The Church of England produced a fourth Book of Common Prayer in 1662; it remains in official use today.

 

From Canterbury to Philadelphia

Just as the Church of England was the product of the missionary work of the Roman and Celtic Churches, the Episcopal Church in America is the product of the missionary work of the Church of England. The first permanent English settlement was established at Jamestown, Virginia in 1607 and was supplied with an Anglican priest. The direct successor of this congregation still exists today as the Bruton Parish Church in Williamsburg, Virginia.

Through the work of Anglican missionary societies like the Society for the Propagation of Christian Knowledge (SPCK) and the Society for the Propagation of the Gospel (SPG), Church of England parishes were established in all thirteen colonies by the time of the Revolutionary War.

 

At the end of the Revolutionary War Church of England parishes in America had no bishops and few clergy (since many clergy remained loyal to England and left during or after the war).

 

Samuel Seabury became the first American to be consecrated a bishop; in 1783 he was consecrated as bishop of Connecticut by Scottish bishops in Aberdeen.
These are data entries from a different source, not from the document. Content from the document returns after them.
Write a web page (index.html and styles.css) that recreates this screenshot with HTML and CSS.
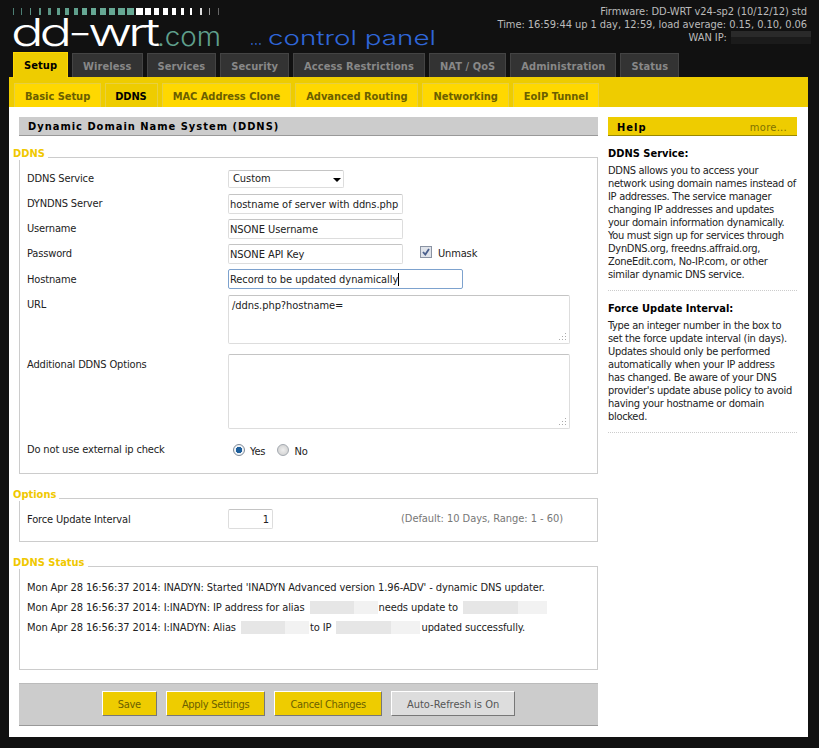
FILE: index.html
```html
<!DOCTYPE html>
<html lang="en">
<head>
<meta charset="utf-8">
<title>DD-WRT DDNS</title>
<link rel="stylesheet" href="styles.css">
</head>
<body>
<div class="page">
  <header class="top">
    <svg class="logo" width="440" height="52" viewBox="0 0 440 52">
      <g class="ticks">
        <rect x="13" y="8" width="1" height="7" fill="#4d7f74"/><rect x="21" y="8" width="1" height="7" fill="#4d7f74"/><rect x="30" y="8" width="1" height="7" fill="#5a9384"/><rect x="39" y="8" width="2" height="7" fill="#5a9384"/><rect x="48" y="8" width="3" height="7" fill="#5a9384"/><rect x="57" y="8" width="3" height="7" fill="#5f9f8c"/><rect x="65" y="8" width="4" height="7" fill="#5f9f8c"/><rect x="74" y="8" width="4" height="7" fill="#5f9f8c"/><rect x="82" y="8" width="5" height="7" fill="#66a894"/><rect x="91" y="8" width="5" height="7" fill="#66a894"/><rect x="100" y="8" width="6" height="7" fill="#66a894"/><rect x="109" y="8" width="6" height="7" fill="#66a894"/><rect x="118" y="8" width="7" height="7" fill="#66a894"/><rect x="127" y="8" width="7" height="7" fill="#66a894"/><rect x="136" y="8" width="7" height="7" fill="#fff"/><rect x="145" y="8" width="6" height="7" fill="#fff"/><rect x="154" y="8" width="5" height="7" fill="#fff"/><rect x="163" y="8" width="5" height="7" fill="#fff"/><rect x="172" y="8" width="4" height="7" fill="#fff"/><rect x="181" y="8" width="3" height="7" fill="#fff"/><rect x="190" y="8" width="2" height="7" fill="#fff"/><rect x="200" y="8" width="2" height="7" fill="#ddd"/><rect x="209" y="8" width="1" height="7" fill="#999"/><rect x="218" y="8" width="1" height="7" fill="#666"/>
      </g>
      <text class="logo-main" x="11" y="46" textLength="145" lengthAdjust="spacingAndGlyphs">dd-wrt</text>
      <text class="logo-com" x="157" y="46" textLength="64" lengthAdjust="spacingAndGlyphs">.com</text>
      <text class="logo-dots" x="250" y="45" textLength="12" lengthAdjust="spacingAndGlyphs">...</text>
      <text class="logo-panel" x="268" y="45" textLength="168" lengthAdjust="spacingAndGlyphs">control panel</text>
    </svg>
    <div class="sysinfo">
      <div>Firmware: DD-WRT v24-sp2 (10/12/12) std</div>
      <div>Time: 16:59:44 up 1 day, 12:59, load average: 0.15, 0.10, 0.06</div>
      <div class="wan">WAN IP: <span class="mask-dark"></span></div>
    </div>
  </header>

  <nav class="tabs">
    <a class="tab active">Setup</a>
    <a class="tab">Wireless</a>
    <a class="tab">Services</a>
    <a class="tab">Security</a>
    <a class="tab">Access Restrictions</a>
    <a class="tab">NAT / QoS</a>
    <a class="tab">Administration</a>
    <a class="tab">Status</a>
  </nav>

  <nav class="subtabs">
    <a class="subtab">Basic Setup</a>
    <a class="subtab active">DDNS</a>
    <a class="subtab">MAC Address Clone</a>
    <a class="subtab">Advanced Routing</a>
    <a class="subtab">Networking</a>
    <a class="subtab">EoIP Tunnel</a>
  </nav>

  <div class="body">
    <main class="main">
      <h2 class="bar">Dynamic Domain Name System (DDNS)</h2>

      <fieldset class="group group-ddns">
        <legend>DDNS</legend>
        <div class="row r-service"><label>DDNS Service</label><span class="select">Custom<i class="arrow"></i></span></div>
        <div class="row r-server"><label>DYNDNS Server</label><span class="input w175">hostname of server with ddns.php</span></div>
        <div class="row r-user"><label>Username</label><span class="input w175">NSONE Username</span></div>
        <div class="row r-pass"><label>Password</label><span class="input w175">NSONE API Key</span>
          <span class="check"><svg class="check-box" width="12" height="12" viewBox="0 0 12 12"><rect x=".5" y=".5" width="11" height="11" fill="#dfe3ea" stroke="#8a93a3"/><path d="M3 6l2.3 2.6L9 3" fill="none" stroke="#4a5f8c" stroke-width="1.8"/></svg>Unmask</span></div>
        <div class="row r-host"><label>Hostname</label><span class="input w235 focus">Record to be updated dynamically<i class="caret"></i></span></div>
        <div class="row r-url"><label>URL</label><span class="area h49">/ddns.php?hostname=<svg class="grip" width="8" height="8" viewBox="0 0 8 8"><path d="M6 0h1v1H6zM3 3h1v1H3zM6 3h1v1H6zM0 6h1v1H0zM3 6h1v1H3zM6 6h1v1H6z" fill="#aaa"/></svg></span></div>
        <div class="row r-opts"><label>Additional DDNS Options</label><span class="area h75"><svg class="grip" width="8" height="8" viewBox="0 0 8 8"><path d="M6 0h1v1H6zM3 3h1v1H3zM6 3h1v1H6zM0 6h1v1H0zM3 6h1v1H3zM6 6h1v1H6z" fill="#aaa"/></svg></span></div>
        <div class="row r-ip"><label>Do not use external ip check</label>
          <span class="radios">
            <i class="radio on"></i><span class="rlabel">Yes</span>
            <i class="radio"></i><span class="rlabel">No</span>
          </span></div>
      </fieldset>

      <fieldset class="group group-options">
        <legend>Options</legend>
        <div class="row r-force"><label>Force Update Interval</label><span class="input w45 right">1</span><span class="hint">(Default: 10 Days, Range: 1 - 60)</span></div>
      </fieldset>

      <fieldset class="group group-status">
        <legend>DDNS Status</legend>
        <p>Mon Apr 28 16:56:37 2014: INADYN: Started 'INADYN Advanced version 1.96-ADV' - dynamic DNS updater.</p>
        <p>Mon Apr 28 16:56:37 2014: I:INADYN: IP address for alias <span class="mask m68"></span>needs update to <span class="mask m84"></span></p>
        <p>Mon Apr 28 16:56:37 2014: I:INADYN: Alias <span class="mask m68"></span>to IP <span class="mask m84"></span>updated successfully.</p>
      </fieldset>

      <div class="actions">
        <a class="btn">Save</a>
        <a class="btn">Apply Settings</a>
        <a class="btn">Cancel Changes</a>
        <a class="btn grey">Auto-Refresh is On</a>
      </div>
    </main>

    <aside class="help">
      <div class="help-bar"><b>Help</b><span>more...</span></div>
      <section class="help-item">
        <h3>DDNS Service:</h3>
        <p>DDNS allows you to access your network using domain names instead of IP addresses. The service manager changing IP addresses and updates your domain information dynamically. You must sign up for services through DynDNS.org, freedns.affraid.org, ZoneEdit.com, No-IP.com, or other similar dynamic DNS service.</p>
      </section>
      <section class="help-item narrow">
        <h3>Force Update Interval:</h3>
        <p>Type an integer number in the box to set the force update interval (in days). Updates should only be performed automatically when your IP address has changed. Be aware of your DNS provider's update abuse policy to avoid having your hostname or domain blocked.</p>
      </section>
    </aside>
  </div>
</div>
</body>
</html>
```
FILE: styles.css
```css
* { box-sizing: border-box; }
html, body { margin: 0; padding: 0; background: #111; height: 748px; overflow: hidden; }
body { font: 11px/13px "DejaVu Sans Condensed", "DejaVu Sans", sans-serif; font-stretch: condensed; color: #222; letter-spacing: -.15px; }
.page { width: 819px; padding-right: 11px; padding-left: 9px; }
.top { height: 52px; position: relative; margin-left: -9px; margin-right: -11px; }
.logo { display: block; }
.logo-main { font: 300 38px "Inter", sans-serif; letter-spacing: -3px; fill: #fff; }
.logo-com { font: 300 26px "Inter", sans-serif; letter-spacing: 0; fill: #5f9f8c; }
.logo-dots { font: 300 18px "Inter", sans-serif; letter-spacing: 0; fill: #2f66d8; }
.logo-panel { font: 300 20px "Inter", sans-serif; letter-spacing: 0; fill: #2f66d8; }
.sysinfo { position: absolute; right: 12px; top: 5px; text-align: right; color: #bbb; line-height: 13px; white-space: nowrap; letter-spacing: -.05px; }
.wan { margin-right: -4px; }
.mask-dark { display: inline-block; width: 80px; height: 13px; background: linear-gradient(#2a2a2a 0 6px, #1b1b1b 6px); vertical-align: top; margin-left: 1px; }

.tabs { display: flex; height: 25px; padding-left: 4px; gap: 4px; align-items: flex-end; letter-spacing: .08px; }
.tab { height: 24px; background: #333; border: 1px solid #444; border-bottom: 0; color: #888; font-weight: bold; padding: 6px 10px 0; white-space: nowrap; }
.tab.active { height: 26px; margin-bottom: -1px; background: #eecc00; border: 1px solid #ffd800; border-bottom: 0; color: #000; padding: 6px 10px 0; z-index: 1; }

.subtabs { display: flex; height: 30px; background: #eecc00; padding: 6px 0 0 5px; gap: 4px; letter-spacing: -.03px; }
.subtab { height: 24px; background: #ffd800; border: 1px solid #e8d040; border-bottom: 0; color: #6b5f00; font-weight: bold; padding: 6px 10px 0; white-space: nowrap; }
.subtab.active { background: #eecc00; color: #000; letter-spacing: -.1px; padding: 6px 10px 0 9px; }

.body { display: flex; background: #fff; height: 630px; padding: 10px 10px 0; gap: 10px; }
.main { width: 579px; flex: none; }
.bar { margin: 0; height: 19px; background: #ccc; border-bottom: 1px solid #999; font-size: 11px; line-height: 19px; letter-spacing: 1px; color: #000; padding-left: 9px; }

.group { position: relative; margin: 0; border: 1px solid #ccc; padding: 0; min-width: 0; }
.group legend { position: absolute; left: -7px; top: -11px; background: #fff; color: #f0c800; font-weight: bold; padding: 0 3px 0 0; line-height: 13px; letter-spacing: 0; }
.group-ddns { margin-top: 21px; height: 317px; }
.group-options { margin-top: 24px; height: 44px; }
.group-status { margin-top: 24px; height: 104px; padding-top: 14px; }
.group-status p { margin: 0 0 7px 7px; height: 13px; white-space: nowrap; letter-spacing: -.1px; }

.row { position: relative; padding-left: 7px; display: flex; align-items: center; }
.row label { width: 201px; flex: none; }
.r-service { height: 25px; margin-top: 8px; }
.r-server { height: 25px; }
.r-user { height: 25px; }
.r-pass { height: 25px; }
.r-host { height: 26px; }
.r-url { height: 60px; align-items: flex-start; padding-top: 3px; }
.r-url label { padding-top: 3px; }
.r-opts { height: 85px; align-items: flex-start; padding-top: 2px; }
.r-opts label { padding-top: 4px; }
.r-ip { height: 30px; margin-top: -3px; }
.r-force { height: 40px; }

.input, .select, .area { display: block; background: #fff; border: 1px solid #ddd; border-top-color: #c4c4c4; border-radius: 2px; white-space: nowrap; letter-spacing: -.05px; }
.input { height: 20px; padding: 3px 1px 0; }
.w175 { width: 175px; }
.w235 { width: 235px; }
.w45 { width: 45px; }
.right { text-align: right; padding-right: 3px; }
.focus { border-color: #7da2ce; position: relative; }
.caret { display: inline-block; width: 1px; height: 13px; background: #000; vertical-align: top; }
.select { width: 116px; height: 18px; padding: 1px 4px 0; position: relative; }
.arrow { position: absolute; right: 2px; top: 7px; width: 0; height: 0; border: 4px solid transparent; border-top-color: #000; border-bottom: 0; }
.check { display: flex; align-items: center; gap: 6px; margin-left: 17px; }
.check-box { margin-top: -3px; }
.area { width: 342px; position: relative; padding: 3px; }
.h49 { height: 49px; }
.h75 { height: 75px; }
.grip { position: absolute; right: 2px; bottom: 2px; }
.radios { display: flex; align-items: center; margin: 2px 0 0 5px; }
.radio { width: 12px; height: 12px; border-radius: 50%; border: 1px solid #a3a9b0; background: radial-gradient(circle, #eee, #ccc); }
.radio.on { background: radial-gradient(circle, #1d5f9c 0 3px, #f0f4f8 3.5px); border-color: #7f8a97; }
.rlabel { margin: 2px 12px 0 5px; }
.hint { position: absolute; right: 34px; top: 13px; color: #777; letter-spacing: -.05px; }

.mask { display: inline-block; height: 13px; background: linear-gradient(90deg, #e6e6e6 0 65%, #f2f2f2 65%); vertical-align: top; margin: 0 1px 0 2px; }
.m68 { width: 68px; }
.m84 { width: 84px; }

.actions { margin-top: 13px; height: 43px; background: #ccc; border-top: 1px solid #bbb; border-bottom: 1px solid #999; display: flex; justify-content: center; gap: 9px; padding-top: 7px; letter-spacing: -.3px; }
.btn { height: 25px; background: #eecc00; border: 1px solid; border-color: #fff #777 #777 #fff; color: #6b5f00; padding: 6px 15px 0; white-space: nowrap; }
.btn.grey { background: #ddd; color: #555; letter-spacing: 0; }

.help { width: 189px; flex: none; line-height: 13px; letter-spacing: -.3px; }
.help-bar { height: 19px; background: #eecc00; border-bottom: 1px solid #998800; display: flex; justify-content: space-between; padding: 4px 10px 0 9px; letter-spacing: .3px; color: #7f7200; }
.help-bar b { color: #000; letter-spacing: 1px; }
.help-item { padding: 11px 0 9px; border-bottom: 1px dotted #ccc; }
.help-item h3 { margin: 0 0 4px; font-size: 11px; line-height: 13px; color: #000; letter-spacing: 0; }
.help-item p { margin: 0; }
.narrow p { padding-right: 4px; }
```
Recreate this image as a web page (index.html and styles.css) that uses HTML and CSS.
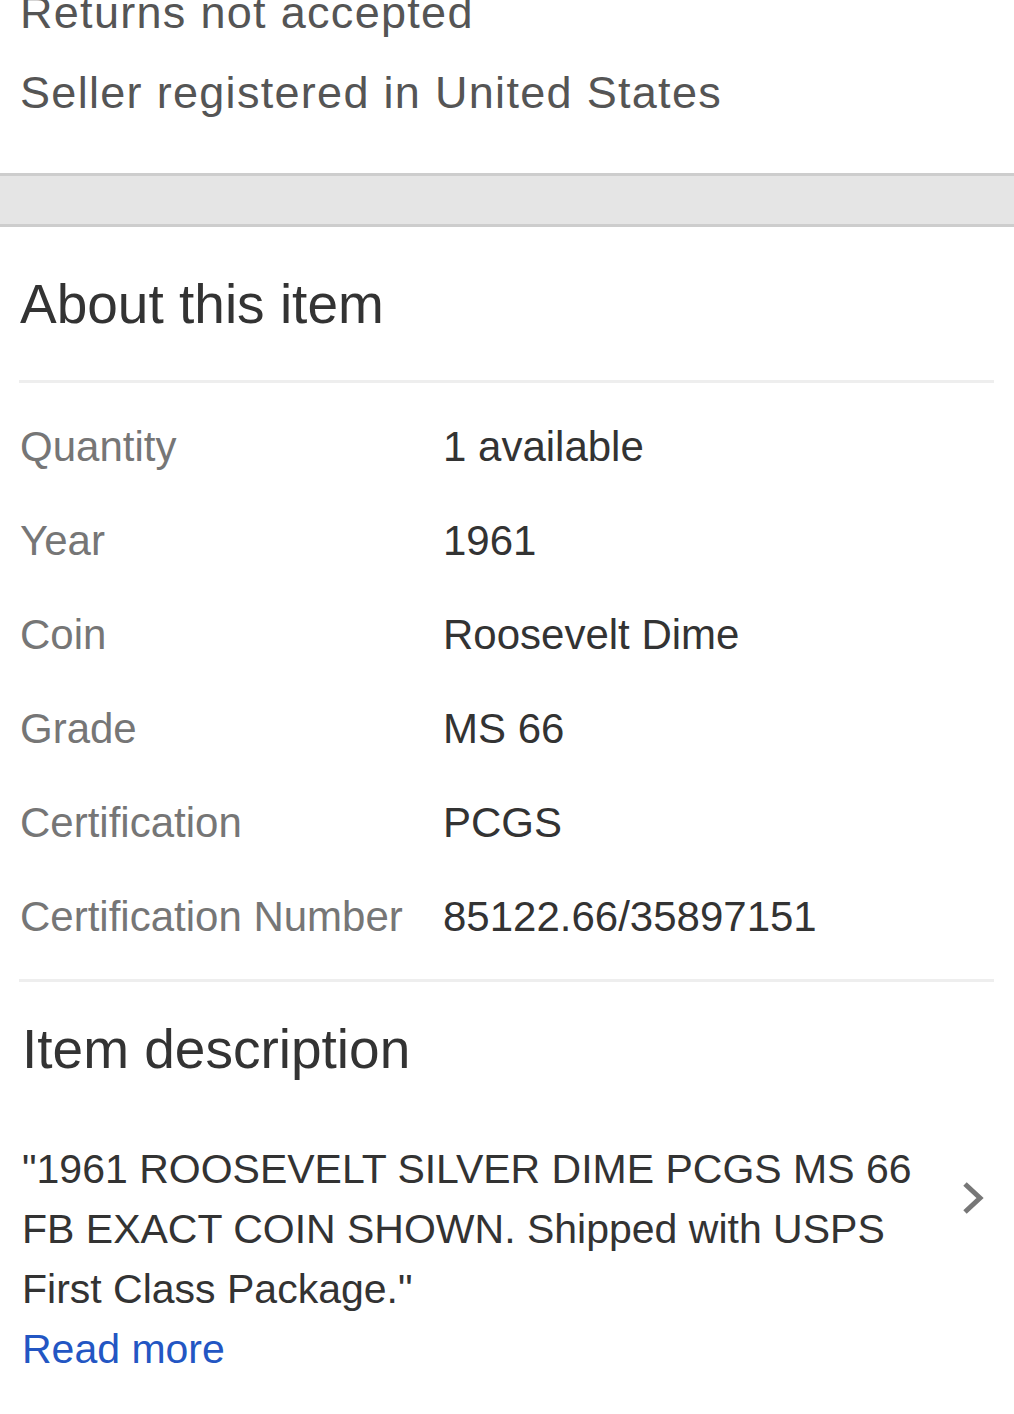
FILE: index.html
```html
<!DOCTYPE html>
<html lang="en">

<head>
    <meta charset="UTF-8">
    <meta name="viewport" content="width=device-width, initial-scale=1.0">
    <title>About this item</title>
    <link rel="stylesheet" href="styles.css">
</head>

<body>
    <div class="policy">
        <p>Returns not accepted</p>
        <p>Seller registered in United States</p>
    </div>

    <div class="band"></div>

    <div class="about">
        <h2>About this item</h2>
        <div class="specs">
            <div class="label">Quantity</div>
            <div class="value">1 available</div>
            <div class="label">Year</div>
            <div class="value">1961</div>
            <div class="label">Coin</div>
            <div class="value">Roosevelt Dime</div>
            <div class="label">Grade</div>
            <div class="value">MS 66</div>
            <div class="label">Certification</div>
            <div class="value">PCGS</div>
            <div class="label">Certification Number</div>
            <div class="value">85122.66/35897151</div>
        </div>
    </div>

    <div class="desc">
        <h2>Item description</h2>
        <div class="desc-row">
            <div class="desc-text">
                <p>"1961 ROOSEVELT SILVER DIME PCGS MS 66 FB EXACT COIN SHOWN. Shipped with USPS First Class Package."</p>
                <a href="#" class="more">Read more</a>
            </div>
            <svg class="chev" width="24" height="34" viewBox="0 0 24 34">
                <polyline points="4,3 19,17 4,31" fill="none" stroke="#777" stroke-width="5" />
            </svg>
        </div>
    </div>
</body>

</html>
```

FILE: styles.css
```css
body {
    margin: 0;
    background: #fff;
    font-family: "Liberation Sans", Arial, sans-serif;
    color: #333;
}

p {
    margin: 0;
}

.policy {
    margin-top: -27px;
    padding: 0 20px 40px;
    font-size: 45px;
    line-height: 80px;
    letter-spacing: 1.3px;
    color: #555;
}

.band {
    height: 48px;
    background: #e5e5e5;
    border-top: 3px solid #cdcdcd;
    border-bottom: 3px solid #cdcdcd;
}

h2 {
    margin: 0;
    font-size: 55px;
    font-weight: normal;
    line-height: 66px;
    color: #333;
}

.about {
    padding: 44px 20px 0 19px;
}

.about h2 {
    margin-bottom: 43px;
    padding-left: 1px;
}

.specs {
    display: grid;
    grid-template-columns: 424px 1fr;
    padding: 17px 0 15px;
    border-top: 3px solid #eee;
    border-bottom: 3px solid #eee;
    font-size: 42px;
    line-height: 50px;
}

.label,
.value {
    padding: 22px 0;
}

.label {
    padding-left: 1px;
    color: #767676;
}

.value {
    color: #333;
}

.desc {
    padding: 34px 29px 40px 22px;
}

.desc-row {
    display: flex;
    align-items: flex-start;
    margin-top: 57px;
}

.desc-text {
    flex: 1;
    padding-right: 14px;
    font-size: 41px;
    line-height: 60px;
    color: #333;
}

.more {
    display: block;
    color: #2356c3;
    text-decoration: none;
}

.chev {
    margin-top: 42px;
}
```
He was followed in 1787 by Samuel Provoost, who was consecrated bishop of New York, and William White, who was consecrated bishop of Philadelphia. Both were consecrated by the Archbishops of Canterbury and York and two other English bishops. These consecrations were significant in that the apostolic succession passed to America and the American church was then able to consecrate its own bishops. (By tradition, three bishops in the historic succession are required to consecrate a new bishop.)

 

The Episcopal Church in America was officially formed in 1789 at the first General Convention in Philadelphia. This General Convention adopted a constitution for the Church, authorized the first American Book of Common Prayer, and established an official name -- The Protestant Episcopal Church in the United States of America.

Today the Episcopal Church has 7,380 parishes and missions and about 2,340,000 members.